Foam buns are created as the working material for a soft wall system.
Another type of soft wall is called the Impact Protection System (IPS). Eurointernational has developed a soft wall made of layered PVC material placed on a honeycomb structure. This inner piece of the wall is then wrapped in a rubber casing. The barrier walls come in segments that are 5 feet 9 inches long, 3 feet 9 inches tall, and weigh 475 pounds. To install these segments, holes are drilled in the concrete wall and cables are used to tie the segments to it. The individual segments are tied together with strong nylon webbing material to form a continuous wall.
The IPS is the result of many years of research, studies, tests, and modifications. This barrier has the official approval of the FIA and has also been approved by the FIK (Karting) and FIM (motorcycles).
According to the manufacturer, this barrier is able to receive three impacts at the same place without needing to be replaced. The barrier returns to the original configuration after each impact, with an equal amount of energy absorbed each time. The barrier segments for racetracks come in two configurations-standard and reinforced. The reinforced barrier is identical to the standard barrier except it is wrapped in a double layer of smooth rubber material; the standard barrier is wrapped with just one.
Another popular soft wall is the block foam-style wall. As opposed to the other two types, this wall uses only the absorber foam to make up the walls. Some tracks have used large blocks of Styrofoam or polyethylene as the absorbing foam.
A group of NEMA winged Midgets tangle and scatter foam during a race at Oswego Speedway. N
This is certainly the least expensive way to accomplish the soft wall, but it has some drawbacks. The first drawback is that the absorbing foam takes serious abuse during the crash because there is no facing wall. This abuse usually leads to the destruction of the foam while spreading it all over the track. The result is a cleanup problem-and in some stock car tests, large chunks (5-20 pounds) have broken off and flown into the stands.
In addition to Styrofoam and polyethylene, other types of foam are being considered for use in both the block and engineered systems with facing walls. These foams are engineered specifically for energy dissipation. Styrofoam and other foams were used because they were readily available. These engineered foams can be custom made to the needs of the wall systems.
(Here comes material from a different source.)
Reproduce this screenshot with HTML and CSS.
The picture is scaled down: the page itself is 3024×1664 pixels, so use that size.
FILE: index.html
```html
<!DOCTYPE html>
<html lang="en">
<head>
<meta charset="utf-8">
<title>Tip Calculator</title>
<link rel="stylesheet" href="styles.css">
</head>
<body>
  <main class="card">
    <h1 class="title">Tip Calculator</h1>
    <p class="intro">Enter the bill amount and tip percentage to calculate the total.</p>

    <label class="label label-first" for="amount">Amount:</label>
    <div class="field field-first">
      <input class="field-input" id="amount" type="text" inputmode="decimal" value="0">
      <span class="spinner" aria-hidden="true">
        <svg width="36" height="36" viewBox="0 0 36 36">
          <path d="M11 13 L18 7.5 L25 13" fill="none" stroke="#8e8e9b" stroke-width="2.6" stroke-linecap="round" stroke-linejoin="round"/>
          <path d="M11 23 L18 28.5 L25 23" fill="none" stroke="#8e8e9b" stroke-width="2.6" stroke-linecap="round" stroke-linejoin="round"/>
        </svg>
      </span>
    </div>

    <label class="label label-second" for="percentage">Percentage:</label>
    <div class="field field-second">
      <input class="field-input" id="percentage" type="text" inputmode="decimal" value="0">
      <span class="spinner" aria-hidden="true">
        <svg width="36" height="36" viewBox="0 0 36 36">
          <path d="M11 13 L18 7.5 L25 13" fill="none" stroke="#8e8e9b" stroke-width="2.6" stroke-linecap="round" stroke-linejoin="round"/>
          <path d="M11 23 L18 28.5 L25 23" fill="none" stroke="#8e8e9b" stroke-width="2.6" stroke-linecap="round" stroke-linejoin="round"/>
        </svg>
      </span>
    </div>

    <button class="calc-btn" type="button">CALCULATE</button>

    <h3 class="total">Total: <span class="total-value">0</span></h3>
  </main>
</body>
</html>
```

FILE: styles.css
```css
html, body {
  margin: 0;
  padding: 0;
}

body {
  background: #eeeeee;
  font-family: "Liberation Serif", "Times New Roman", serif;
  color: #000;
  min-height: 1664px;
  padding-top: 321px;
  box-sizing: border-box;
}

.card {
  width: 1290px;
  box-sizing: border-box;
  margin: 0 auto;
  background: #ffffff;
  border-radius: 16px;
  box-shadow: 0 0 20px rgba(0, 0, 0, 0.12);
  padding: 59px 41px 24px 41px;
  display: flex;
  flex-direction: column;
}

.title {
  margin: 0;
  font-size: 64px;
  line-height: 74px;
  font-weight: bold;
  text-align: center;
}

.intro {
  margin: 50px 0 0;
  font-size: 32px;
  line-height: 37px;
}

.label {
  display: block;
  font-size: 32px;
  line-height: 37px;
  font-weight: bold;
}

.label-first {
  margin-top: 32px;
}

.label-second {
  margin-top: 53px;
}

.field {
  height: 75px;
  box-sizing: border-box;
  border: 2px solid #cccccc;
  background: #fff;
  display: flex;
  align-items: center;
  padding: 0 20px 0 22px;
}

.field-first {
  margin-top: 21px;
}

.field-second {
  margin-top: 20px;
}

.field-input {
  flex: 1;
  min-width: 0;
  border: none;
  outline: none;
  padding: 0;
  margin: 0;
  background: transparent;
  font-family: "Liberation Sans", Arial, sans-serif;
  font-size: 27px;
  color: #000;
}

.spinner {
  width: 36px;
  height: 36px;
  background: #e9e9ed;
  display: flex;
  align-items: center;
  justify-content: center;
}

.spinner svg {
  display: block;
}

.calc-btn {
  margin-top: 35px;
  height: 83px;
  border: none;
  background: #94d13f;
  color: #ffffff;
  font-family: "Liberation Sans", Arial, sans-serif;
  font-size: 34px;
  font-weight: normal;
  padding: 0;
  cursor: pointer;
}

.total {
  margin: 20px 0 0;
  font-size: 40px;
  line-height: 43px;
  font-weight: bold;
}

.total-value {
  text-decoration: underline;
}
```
A bun of the engineered foams can come as large as 4 feet high by 6 feet wide by 210 feet long. Although it's next to impossible to move a bun that large, it shows that the material is there for a more engineered application.
The End Users A survey of racetracks has found that there are many different approaches to keeping drivers safe through the use of energy dissipation.
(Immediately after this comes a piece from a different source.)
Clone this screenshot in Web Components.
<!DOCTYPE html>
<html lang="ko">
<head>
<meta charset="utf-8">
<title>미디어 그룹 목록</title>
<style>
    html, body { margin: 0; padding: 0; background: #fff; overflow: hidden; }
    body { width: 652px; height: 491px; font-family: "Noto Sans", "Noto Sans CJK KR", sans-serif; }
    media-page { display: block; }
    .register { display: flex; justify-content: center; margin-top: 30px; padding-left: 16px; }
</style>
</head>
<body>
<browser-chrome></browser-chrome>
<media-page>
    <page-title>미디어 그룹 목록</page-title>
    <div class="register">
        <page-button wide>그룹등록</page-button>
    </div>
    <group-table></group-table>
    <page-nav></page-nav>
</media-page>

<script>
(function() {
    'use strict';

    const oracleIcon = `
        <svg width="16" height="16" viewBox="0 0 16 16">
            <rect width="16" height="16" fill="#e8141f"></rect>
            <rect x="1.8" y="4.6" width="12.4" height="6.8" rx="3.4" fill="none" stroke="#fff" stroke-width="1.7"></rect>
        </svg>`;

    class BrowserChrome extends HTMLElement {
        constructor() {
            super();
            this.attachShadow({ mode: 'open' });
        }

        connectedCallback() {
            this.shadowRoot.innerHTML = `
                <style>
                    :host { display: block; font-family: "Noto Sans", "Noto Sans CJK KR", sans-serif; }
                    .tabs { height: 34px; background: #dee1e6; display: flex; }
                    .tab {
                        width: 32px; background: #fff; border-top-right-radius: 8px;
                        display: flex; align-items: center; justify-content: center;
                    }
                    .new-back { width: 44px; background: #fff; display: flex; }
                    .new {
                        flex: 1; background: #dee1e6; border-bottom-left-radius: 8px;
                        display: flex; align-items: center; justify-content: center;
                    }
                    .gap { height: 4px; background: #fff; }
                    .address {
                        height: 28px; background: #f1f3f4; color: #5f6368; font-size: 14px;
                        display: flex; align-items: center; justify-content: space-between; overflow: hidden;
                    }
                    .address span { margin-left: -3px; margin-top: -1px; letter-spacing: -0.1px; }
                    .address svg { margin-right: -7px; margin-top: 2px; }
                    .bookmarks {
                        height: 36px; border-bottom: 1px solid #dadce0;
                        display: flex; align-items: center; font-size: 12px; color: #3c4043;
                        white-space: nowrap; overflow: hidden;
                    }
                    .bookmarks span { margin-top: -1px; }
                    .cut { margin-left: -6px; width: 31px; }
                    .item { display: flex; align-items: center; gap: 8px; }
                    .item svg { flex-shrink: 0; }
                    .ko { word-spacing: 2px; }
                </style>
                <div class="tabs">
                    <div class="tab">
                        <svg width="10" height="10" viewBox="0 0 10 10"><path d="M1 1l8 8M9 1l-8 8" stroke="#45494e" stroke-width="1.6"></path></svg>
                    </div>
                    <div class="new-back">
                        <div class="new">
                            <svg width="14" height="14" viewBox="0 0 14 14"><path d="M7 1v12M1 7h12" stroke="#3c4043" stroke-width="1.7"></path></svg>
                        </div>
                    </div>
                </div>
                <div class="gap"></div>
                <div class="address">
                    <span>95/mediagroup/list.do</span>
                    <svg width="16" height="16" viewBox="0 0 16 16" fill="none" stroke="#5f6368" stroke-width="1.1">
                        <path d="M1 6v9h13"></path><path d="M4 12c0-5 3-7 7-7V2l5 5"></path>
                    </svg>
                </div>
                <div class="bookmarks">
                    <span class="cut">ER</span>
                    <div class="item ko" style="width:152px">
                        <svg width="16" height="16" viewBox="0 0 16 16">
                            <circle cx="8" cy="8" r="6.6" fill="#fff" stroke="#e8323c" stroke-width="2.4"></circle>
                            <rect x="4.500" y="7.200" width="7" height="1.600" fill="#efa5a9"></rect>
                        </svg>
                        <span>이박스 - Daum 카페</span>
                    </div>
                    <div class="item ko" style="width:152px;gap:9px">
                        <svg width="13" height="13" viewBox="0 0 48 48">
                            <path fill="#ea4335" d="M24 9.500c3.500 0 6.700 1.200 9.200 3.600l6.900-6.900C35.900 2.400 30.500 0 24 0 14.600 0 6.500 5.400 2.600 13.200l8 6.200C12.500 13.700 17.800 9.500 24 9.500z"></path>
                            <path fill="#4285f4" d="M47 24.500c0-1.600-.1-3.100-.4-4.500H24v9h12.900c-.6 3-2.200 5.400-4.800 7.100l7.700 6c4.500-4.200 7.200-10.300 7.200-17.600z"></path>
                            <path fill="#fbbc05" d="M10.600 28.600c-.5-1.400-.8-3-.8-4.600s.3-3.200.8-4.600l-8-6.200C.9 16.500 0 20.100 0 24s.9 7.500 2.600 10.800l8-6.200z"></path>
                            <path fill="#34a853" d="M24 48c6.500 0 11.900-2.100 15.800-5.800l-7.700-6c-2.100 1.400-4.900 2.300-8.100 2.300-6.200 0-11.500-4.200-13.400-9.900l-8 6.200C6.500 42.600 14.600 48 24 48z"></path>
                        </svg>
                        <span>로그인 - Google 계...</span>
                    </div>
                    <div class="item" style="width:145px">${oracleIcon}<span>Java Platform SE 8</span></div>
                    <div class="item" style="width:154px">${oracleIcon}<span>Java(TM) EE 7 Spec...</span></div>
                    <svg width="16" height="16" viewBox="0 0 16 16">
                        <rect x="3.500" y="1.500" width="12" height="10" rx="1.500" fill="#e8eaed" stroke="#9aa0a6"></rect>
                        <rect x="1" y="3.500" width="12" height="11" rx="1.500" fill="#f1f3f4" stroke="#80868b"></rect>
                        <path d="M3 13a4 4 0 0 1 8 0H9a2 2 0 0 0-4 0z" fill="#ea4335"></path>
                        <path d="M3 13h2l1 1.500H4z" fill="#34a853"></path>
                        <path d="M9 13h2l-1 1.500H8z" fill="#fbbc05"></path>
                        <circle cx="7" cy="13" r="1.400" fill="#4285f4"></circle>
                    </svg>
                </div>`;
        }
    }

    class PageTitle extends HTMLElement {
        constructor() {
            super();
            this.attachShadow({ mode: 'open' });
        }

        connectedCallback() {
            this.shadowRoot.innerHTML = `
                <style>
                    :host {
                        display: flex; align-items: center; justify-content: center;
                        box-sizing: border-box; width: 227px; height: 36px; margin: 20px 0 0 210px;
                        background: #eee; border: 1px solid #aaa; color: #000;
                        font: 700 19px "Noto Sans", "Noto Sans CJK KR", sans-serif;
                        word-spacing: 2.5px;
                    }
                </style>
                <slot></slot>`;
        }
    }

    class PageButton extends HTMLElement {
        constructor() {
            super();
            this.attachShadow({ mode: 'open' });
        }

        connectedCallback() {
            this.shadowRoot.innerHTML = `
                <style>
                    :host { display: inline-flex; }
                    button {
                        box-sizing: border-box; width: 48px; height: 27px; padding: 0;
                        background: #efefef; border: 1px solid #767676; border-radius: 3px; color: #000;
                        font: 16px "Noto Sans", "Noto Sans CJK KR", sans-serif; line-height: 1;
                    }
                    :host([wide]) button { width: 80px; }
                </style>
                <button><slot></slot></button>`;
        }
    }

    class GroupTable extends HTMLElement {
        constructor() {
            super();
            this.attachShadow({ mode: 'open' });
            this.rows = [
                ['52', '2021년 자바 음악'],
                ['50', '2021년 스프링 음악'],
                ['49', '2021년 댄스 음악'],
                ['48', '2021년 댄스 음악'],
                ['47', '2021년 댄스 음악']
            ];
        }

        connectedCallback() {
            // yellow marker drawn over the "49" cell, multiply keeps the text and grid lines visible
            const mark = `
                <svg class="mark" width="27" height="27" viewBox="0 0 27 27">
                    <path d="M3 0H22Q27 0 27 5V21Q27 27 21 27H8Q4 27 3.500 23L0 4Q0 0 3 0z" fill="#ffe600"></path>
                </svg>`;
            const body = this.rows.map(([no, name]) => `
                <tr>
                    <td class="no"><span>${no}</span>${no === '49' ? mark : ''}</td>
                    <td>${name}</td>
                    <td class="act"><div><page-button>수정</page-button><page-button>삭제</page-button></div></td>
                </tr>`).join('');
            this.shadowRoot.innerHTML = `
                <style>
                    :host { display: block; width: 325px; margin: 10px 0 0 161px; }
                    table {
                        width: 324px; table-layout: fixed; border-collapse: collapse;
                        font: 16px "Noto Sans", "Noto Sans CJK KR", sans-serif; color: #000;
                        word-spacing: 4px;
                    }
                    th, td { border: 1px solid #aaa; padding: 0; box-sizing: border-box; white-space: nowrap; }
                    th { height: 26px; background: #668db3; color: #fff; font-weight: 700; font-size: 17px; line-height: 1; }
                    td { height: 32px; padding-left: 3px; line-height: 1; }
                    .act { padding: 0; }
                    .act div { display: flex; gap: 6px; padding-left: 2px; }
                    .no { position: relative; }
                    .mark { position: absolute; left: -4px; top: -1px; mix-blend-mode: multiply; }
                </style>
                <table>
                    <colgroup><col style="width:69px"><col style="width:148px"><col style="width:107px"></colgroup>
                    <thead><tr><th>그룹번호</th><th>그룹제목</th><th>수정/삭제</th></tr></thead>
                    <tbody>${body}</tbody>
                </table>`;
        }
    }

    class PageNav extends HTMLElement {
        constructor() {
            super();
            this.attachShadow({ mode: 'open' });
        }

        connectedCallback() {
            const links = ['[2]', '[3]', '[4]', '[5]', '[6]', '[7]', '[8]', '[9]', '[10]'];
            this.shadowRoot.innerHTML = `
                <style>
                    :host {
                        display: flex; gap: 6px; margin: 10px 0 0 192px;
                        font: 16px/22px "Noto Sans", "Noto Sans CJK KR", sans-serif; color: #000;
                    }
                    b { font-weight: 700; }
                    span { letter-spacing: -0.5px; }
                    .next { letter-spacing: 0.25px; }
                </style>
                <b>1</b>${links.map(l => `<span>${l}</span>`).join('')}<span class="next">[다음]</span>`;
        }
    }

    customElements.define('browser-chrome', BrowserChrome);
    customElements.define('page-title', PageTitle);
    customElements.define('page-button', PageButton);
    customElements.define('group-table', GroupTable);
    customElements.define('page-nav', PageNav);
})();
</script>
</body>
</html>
Stafford Motor Speedway is a half-mile asphalt track in northern Connecticut. The track employs a more traditional energy-absorbing barrier. The outer wall consists of steel guardrails with down posts that go deep into the ground. Though many tracks have gone to cement in the corners, Stafford has stayed with the guardrail in all but one corner. In fact, Stafford is replacing the guardrail with steel I-beams. "I have seen our wall move 4 feet to 5 feet to dissipate the energy of a crash," says Stafford's General Manager/ CEO Mark Arute. "Our system moves more than a SAFER barrier wall. This system requires a lot of maintenance, but we have never had a failure. Every so often, we will have to take some equipment and reset the wall and tamp in the dirt behind it." Arute says Stafford is investigating the installation of the SAFER barrier in the corner with the cement walls.
"Everyone is impressed with how well the soft walls are working throughout the industry," says Andrew Gurtis, Darlington Race- way's president. "Darlington will be getting soft walls [SAFER barrier]. It is not a question of if, but a question of when. From our conversations with ISC [International Speedway Corporation], we both understand that every track is different, and designing a soft wall system that will work with our track configuration will take time and engineering."
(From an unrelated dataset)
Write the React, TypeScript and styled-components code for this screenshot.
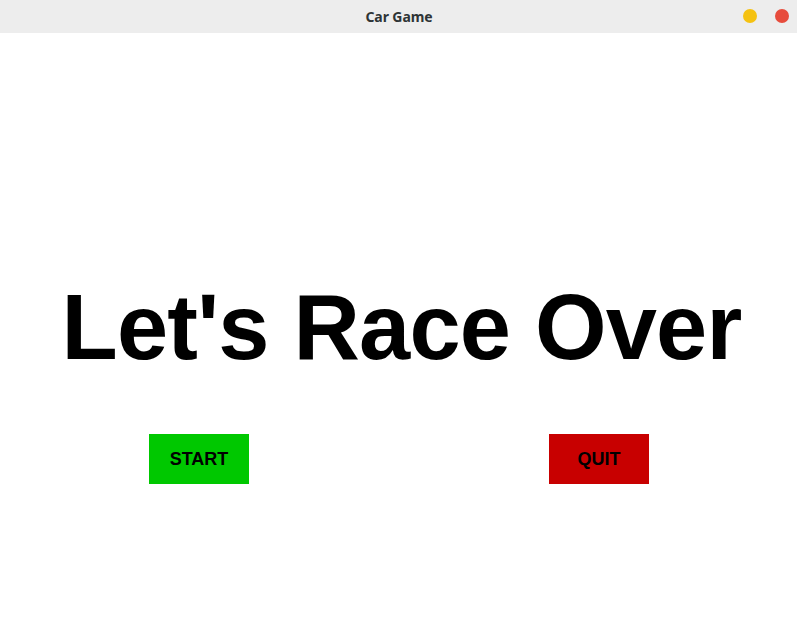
import React from "react";
import styled, { createGlobalStyle } from "styled-components";

const Global = createGlobalStyle`
  html, body { margin: 0; padding: 0; background: #ffffff; }
  body { font-family: "Liberation Sans", Arial, sans-serif; }
`;

const Window = styled.div`
  width: 797px;
  height: 631px;
  display: flex;
  flex-direction: column;
  background: #ffffff;
  overflow: hidden;
`;

const TitleBar = styled.div`
  position: relative;
  height: 33px;
  flex: none;
  background: #ededed;
  display: flex;
  align-items: center;
  justify-content: center;
`;

const Title = styled.span`
  font-family: "Noto Sans", "DejaVu Sans", sans-serif;
  font-weight: 700;
  font-size: 14px;
  color: #2e3436;
  letter-spacing: -0.1px;
  padding-left: 1px;
`;

const Controls = styled.div`
  position: absolute;
  right: 8px;
  top: 9px;
  display: flex;
  gap: 18px;
`;

const Dot = styled.span<{ $color: string }>`
  width: 14px;
  height: 14px;
  border-radius: 50%;
  background: ${(p) => p.$color};
`;

const Stage = styled.main`
  flex: 1;
  display: flex;
  flex-direction: column;
`;

const Heading = styled.h1`
  margin: 241px 0 0 0;
  padding-left: 6px;
  text-align: center;
  font-family: "Liberation Sans", Arial, sans-serif;
  font-weight: 700;
  font-size: 92px;
  line-height: 106px;
  letter-spacing: -0.8px;
  color: #000000;
`;

const ButtonRow = styled.div`
  display: flex;
  gap: 300px;
  margin: 54px 0 0 149px;
`;

const GameButton = styled.button<{ $bg: string }>`
  width: 100px;
  height: 50px;
  border: none;
  border-radius: 0;
  padding: 0;
  background: ${(p) => p.$bg};
  color: #000000;
  font-family: "Liberation Sans", Arial, sans-serif;
  font-weight: 700;
  font-size: 18px;
  cursor: pointer;
`;

export default function App() {
  return (
    <>
      <Global />
      <Window>
        <TitleBar>
          <Title>Car Game</Title>
          <Controls>
            <Dot $color="#f5c211" />
            <Dot $color="#e74c3c" />
          </Controls>
        </TitleBar>
        <Stage>
          <Heading>Let's Race Over</Heading>
          <ButtonRow>
            <GameButton $bg="#00c800">START</GameButton>
            <GameButton $bg="#c80000">QUIT</GameButton>
          </ButtonRow>
        </Stage>
      </Window>
    </>
  );
}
"Incredible-the single most effective way to reduce driver injury and cost of equipment [race cars]," George Caruso, Oswego Speedway owner-in-transition says of the Styrofoam blocks used at his speedway. "Since the installation of the blocks, we have had no serious injuries.
"The blocks are 4 feet tall, 8 feet long, and 3 feet thick, and only cost about $130. The cleanup is a little different from before the blocks. We have a large safety team that goes to the accident site. The larger chunks are picked up, the blocks themselves are moved back into place, and we have a vacuum truck that gets the little pieces."
Caruso credits the late Bill Colton Sr. for the idea behind the walls: "Bill had the idea to use these blocks at Lancaster (New York) Speedway. Some of our Supermodifieds had run down there, and some had hit the blocks. When the message came back to my brother and me, we felt that we had to look into these blocks.
"The only downside I have seen is that our drivers are a little braver. They know the soft wall is out there, so they might try things they normally wouldn't."
Late last year, Phoenix International Raceway President Bryan R. Sperber announced that installation of the SAFER wall system would be completed by the first event of the '04 season.
The barriers run continuously for 1,550 feet from Turn 1 through Turn 2, and for another 1,650 feet starting again at Turn 3 all the way through Turn 4. The walls are 4011/42 inches high and contain steel tubes and 22-inch-thick blocks of Styrofoam that are placed between the original wall and the new wall.
"We have spent the past year making PIR a safer place to race," Sperber says. "Last fall, we moved the Turn 2 wall out 12 feet in order to make it safer for the drivers and promote better racing action on the track. In my eyes, the installation of SAFER walls just finishes the overall project. We want the drivers and teams to understand that we are doing everything we can to make their experience at PIR a positive one."
Even though the results and experiences of the soft walls are positive, there are also some limitations that make it understandable that more tracks do not currently have them installed. The first and most obvious reason is money. At $175-$400 per foot, it is very expensive to install these systems. Most tracks that host a weekly series and a few special events throughout the year do not generate enough money to install a system.
Physical space limitations provide another difficulty in installing a system. The racing line around each track is different. For tracks in which the racing line is up at the outside wall (such as Darlington), this must be considered when designing the system. The track will either move the outside wall out or force the race line farther down on the track.
NASCAR has stated a goal to install SAFER barriers in every track by the end of 2004 where it has been recommended (tracks that appear on Nextel Cup, Busch Series, and Craftsman Truck Series schedules). When this major push is over, the resources should then filter down so that short tracks will have access to the technology.
Soft wall or energy dissipating wall systems have proven their worth. The decision to install the system at a track, or at least investigate how the system would fit into the track, should not be difficult. The decision to go with an engineered system or a block system should be based on budget as well as space. But no matter the choice, it is the safety of the drivers that remains the primary motivation.